In 1986 he became an independent consultant and was appointed Visiting Professor at Georgetown
University, Washington, DC, U.S.A. and at Berkbeck College of the University of London; in 1986 he retired but continues to write technical books dealing with various aspects of physical chemistry and physical chemical techniques. Dr. Scott has authored or co-authored over 200 peer reviewed scientific papers and authored, co-authored or edited over thirty books on various aspects of physical and analytical chemistry. Dr. Scott was a founding member of the British chromatography Society and received the American Chemical society Award in chromatography (1977), the M. S. Tswett chromatography Medal (1978), the Tswett chromatography Medal U.S.S.R., (1979), the A. J. P. Martin chromatography Award (1982) and the Royal Society of Chemistry Award in Analysis and Instrumentation (1988).

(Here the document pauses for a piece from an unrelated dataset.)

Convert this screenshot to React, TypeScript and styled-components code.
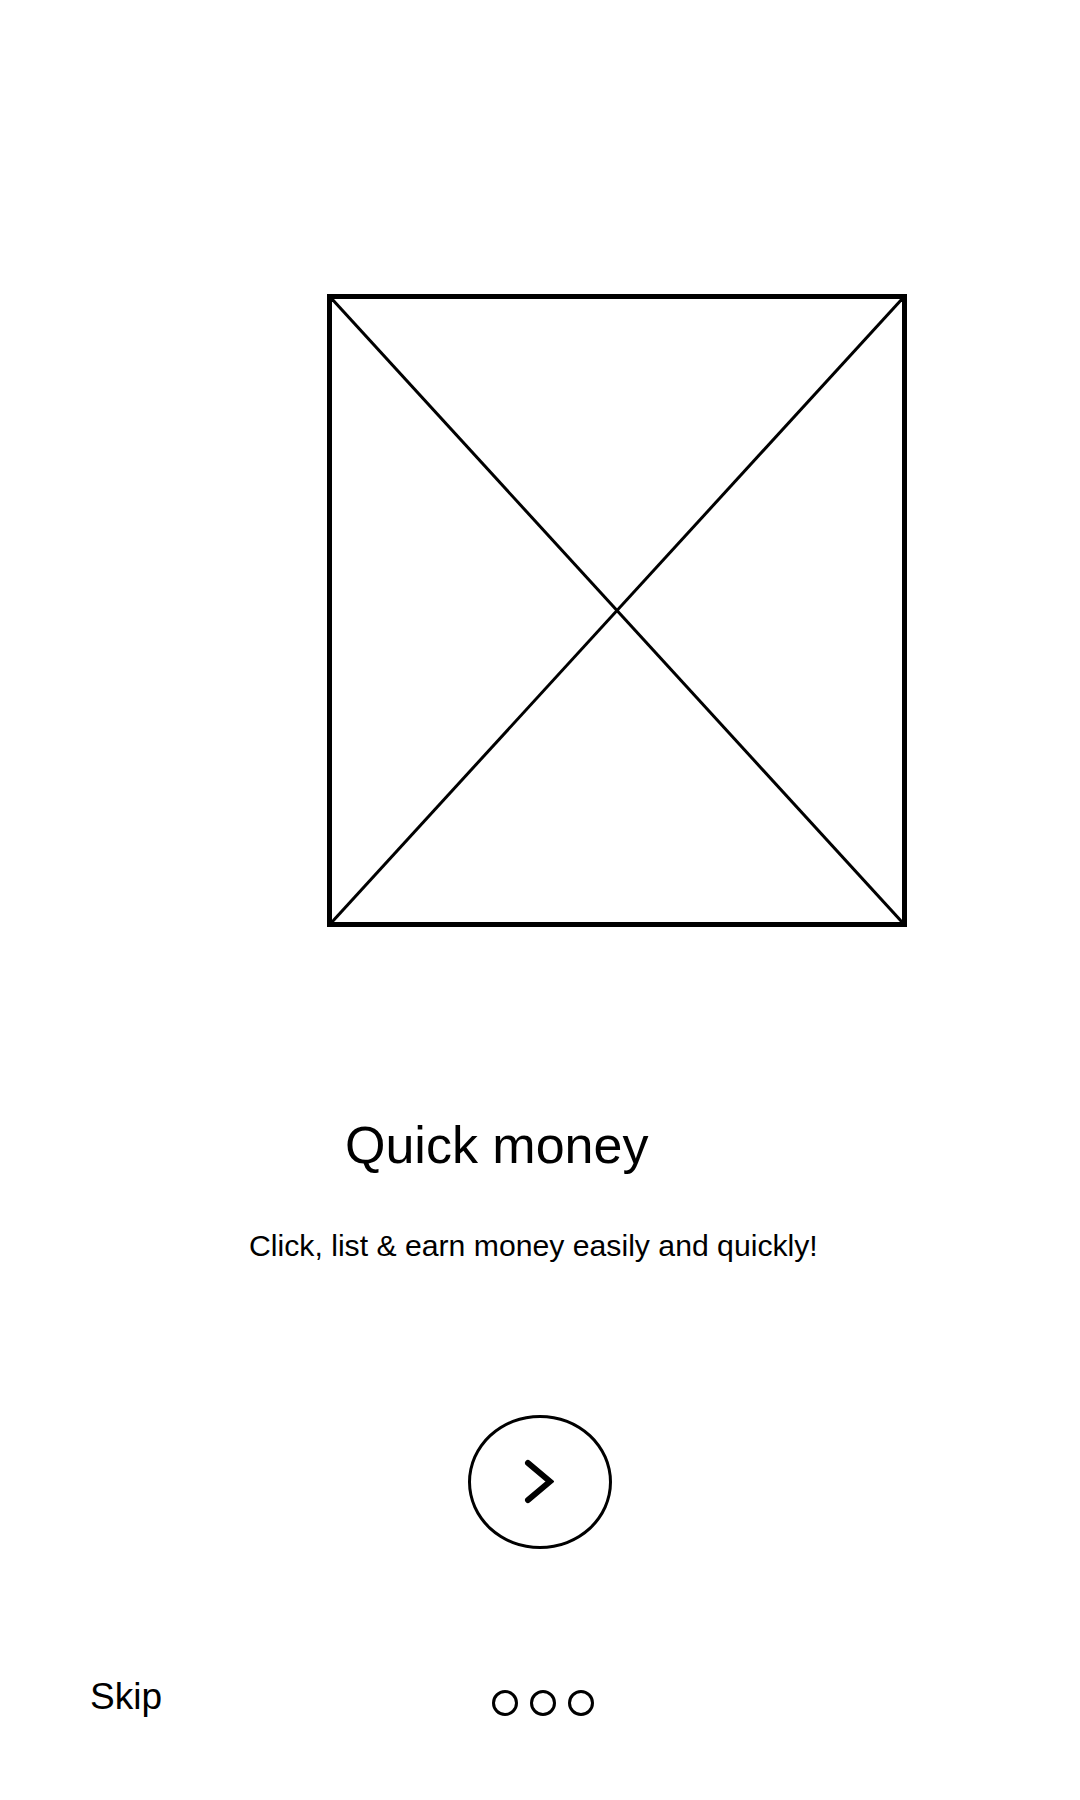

Dr. Scott’s activities in gas chromatography started at the inception of the technique, inventing the Heat of Combustion Detector (the precursor of the Flame Ionization Detector), pioneered work on high sensitivity detectors, high efficiency columns and presented fundamental treatments of the relationship between the theory and practice of the technique. He established the viability of the moving bed continuous preparative gas chromatography, examined both theoretically and experimentally those factors that controlled dispersion in packed beds and helped establish the gas chromatograph as a process monitoring instrument. Dr. Scott took and active part in the renaissance of liquid chromatography, was involved in the development of high performance liquid chromatography and invented the wire transport detector. He invented the liquid chromatography mass spectrometry transport interface, introduced micro-bore liquid chromatography columns and used them to provide columns of 750,000 theoretical plates and liquid chromatography separations in less than a second. Dr. Scott has always been a “hands-on” scientist with a remarkable record of accomplishments in chromatography ranging from hardware design to the development of fundamental theory. He has never shied away from questioning “conventional wisdom” and his original approach to problems has often produced significant breakthroughs.